Our trip started with my sister-in-law driving my brother, my husband and me to Boston, Pa. The next seven days, we biked a total of 385 miles to Washington, D.C. The trip was the most physically demanding ride I have ever completed, but at age 56 I was proud of myself for accomplishing my goal.
I'm very thankful for the many people who make rail-trails possible. Without them, I would not have so many great biking memories.
Chris Johnson of Marion, Ohio, writes:
When I met my husband Bob in May 1998, I was smitten with him and his 1986 Gold Wing motorcycle. We loved riding and camping from a utility trailer we towed. We married in 2001 and continued to enjoy riding and camping. In the fall of 2007 we purchased a pop-up camper, and in the spring of 2008 a pickup truck and two bicycles. Now we could include our six grandkids and their bikes on camping adventures.
Bob and I so enjoyed riding our bicycles that we rode as often as possible on the back roads near our home. We always had to find ice cream when we were out on the Gold Wing. Now we find ourselves pedaling for ice cream.
Then I purchased a book with Ohio bike trails, and we were off checking out several trails within one or two hours from home. We are loving the rail-trail experience. As we spent more time on our bicycles, we were spending less time on the Gold Wing. Last year I was only on the Gold Wing twice! I suggested to Bob that we could renovate the utility trailer to haul the bicycles so we could enjoy the best of both worlds—traveling by bike trails on the Gold Wing, bicycles in tow. He agreed. So his late winter, early spring project has been doing just that. We kept in biking shape over the winter on a stationary spinner. We are anxiously awaiting biking weather so we can hit the rode and trails again.
P.S. The frame around our trail plate reads:
2X THE PLEASURE
Daniel Peters of Independence, Ohio, writes:
Running your first marathon requires not only arduous training but also mental single-mindedness. But there can be distractions that are helpful to finishing the race successfully.

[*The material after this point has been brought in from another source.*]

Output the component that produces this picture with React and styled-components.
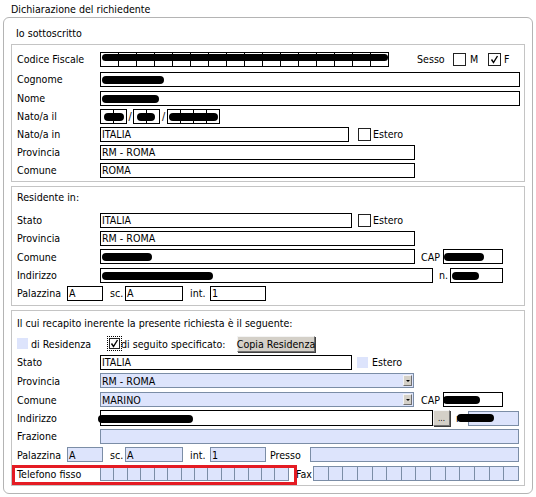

I had been a competitive runner for 15 years but had not attempted a marathon. When I heard about plans for one on Ohio's newly opened Ohio & Erie Canal Towpath Trail in 1992, I wanted to be a part of it. This beautiful path runs through the Cuyahoga Valley National Park. Since it is near my house, I had been able to train there often.
Two weeks before the marathon, I traveled with a group of runners to an out-of-town five-miler. One member of the group was a girl who was new to running and seemed interested in running a marathon some day. After the race she proposed that she would meet me on the course and run the last mile of the Towpath Marathon with me. Two weeks later, the weather did not cooperate, and we started the marathon with a mix of snow and rain. I seriously doubted she would be there for the last mile, but I knew I had to make it just in case. As I was approaching the last mile, she jumped from the crowd and ran alongside me to the finish. We started training together after that for the following year's race. Shortly thereafter, we were married and continue to run together on the wonderful Ohio & Erie Canal Towpath Trail.